Organizou dezenas de seminários internacionais em que se discutiram temas relativos à inserção e ao papel do Brasil na nova ordem internacional.


Ofereceu bolsas de pesquisa e espaço de trabalho para cerca de 40 bolsistas brasileiros.


Publicou livros e mais de oitenta artigos escritos por seus pesquisadores e visitantes.


Pode-se dizer com segurança que, durante 10 anos, Leslie Bethell e seu Centro foram os grandes embaixadores da cultura brasileira no Reino Unido, com repercussões em toda a Europa.


Ao ser fundado, e ao longo de dez anos, o Centro contou com a boa vontade e o apoio do governo e de empresas brasileiras, para não falar nos recursos oriundos de Oxford e de empresas e governo britânicos.


Apoiaram-no, entre outros, o MinC, o Itamaraty, o CNPq (com bolsas para pesquisadores), a Petrobras, as Organizações Globo, o Grupo Votorantim, o Banco Safra, a ABL (financiando uma cátedra Machado de Assis).


Neste mês de setembro, a Universidade de Oxford fechou o Centro, alegando dificuldade em obter recursos para o manter por mais um período de 5 anos. Os apoios sumiram, as contribuições secaram, sobretudo as do governo e de empresas brasileiras.


Em 2005, em visita oficial ao Reino Unido, o presidente Lula assinou convênio criando no Centro a cátedra Rio Branco de relações internacionais, mas a promessa não saiu do papel. Outros esforços de captação de recursos no Brasil e no Reino Unido não deram resultado. Dez anos de promoção da cultura, da ciência e dos interesses do Brasil parecem não contar para nada, e a iniciativa expira melancolicamente.

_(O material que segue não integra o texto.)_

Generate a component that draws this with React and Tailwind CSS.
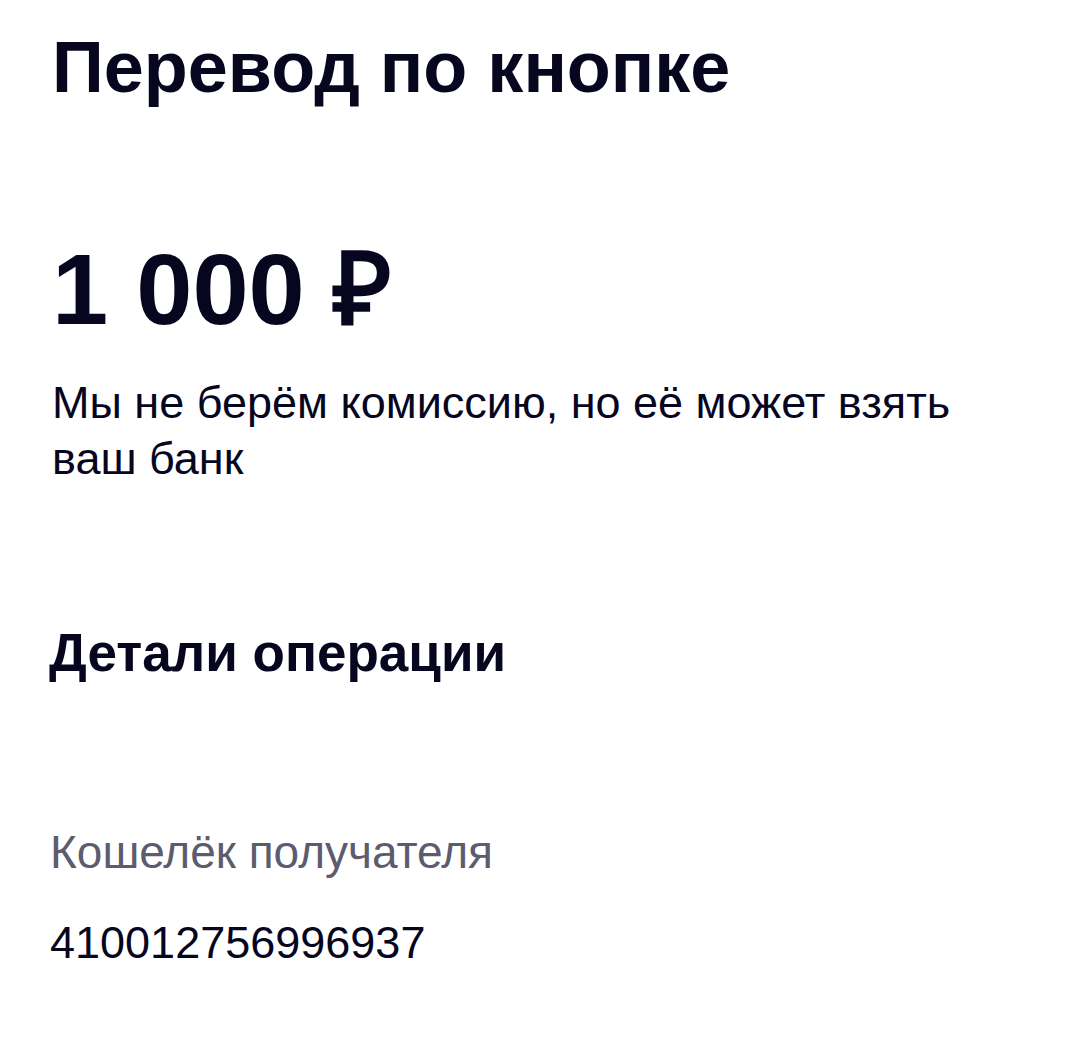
export default function App() {
  return (
    <div className="min-h-[1038px] bg-white pl-[52px] text-[#06061f]" style={{ fontFamily: '"Liberation Sans", Arial, sans-serif' }}>
      <h1 className="pt-[31px] text-[72px] font-bold leading-none">Перевод по кнопке</h1>

      <div className="mt-[136px] text-[101px] font-bold leading-none">1 000 ₽</div>

      <p className="mt-[35px] text-[45px] leading-[56px]">
        Мы не берём комиссию, но её может взять
        <br />
        ваш банк
      </p>

      <h2 className="mt-[139px] -ml-[3px] text-[53px] font-bold leading-none">Детали операции</h2>

      <div className="mt-[150px] -ml-[2px] text-[46px] leading-none text-[#5c5c6e]">Кошелёк получателя</div>
      <div className="mt-[45px] -ml-[2px] text-[45px] leading-none">410012756996937</div>
    </div>
  );
}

A sede da instituição já foi ocupada pelo Centro de Estudos Africanos. Os estudos do Brasil retornaram, amesquinhados, para o Centro de Estudos da América Latina.


A universidade decidiu aguardar até o fim do ano por eventuais aportes de recursos que permitam ressuscitar o Centro como órgão independente em 2008.


É desalentador verificar que um país em busca da voz que lhe cabe no cenário internacional, e que luta por sua admissão ao Conselho de Segurança da ONU, não disponha de algumas migalhas de seus recursos para manter viva uma ponta de lança cultural no coração da União Européia.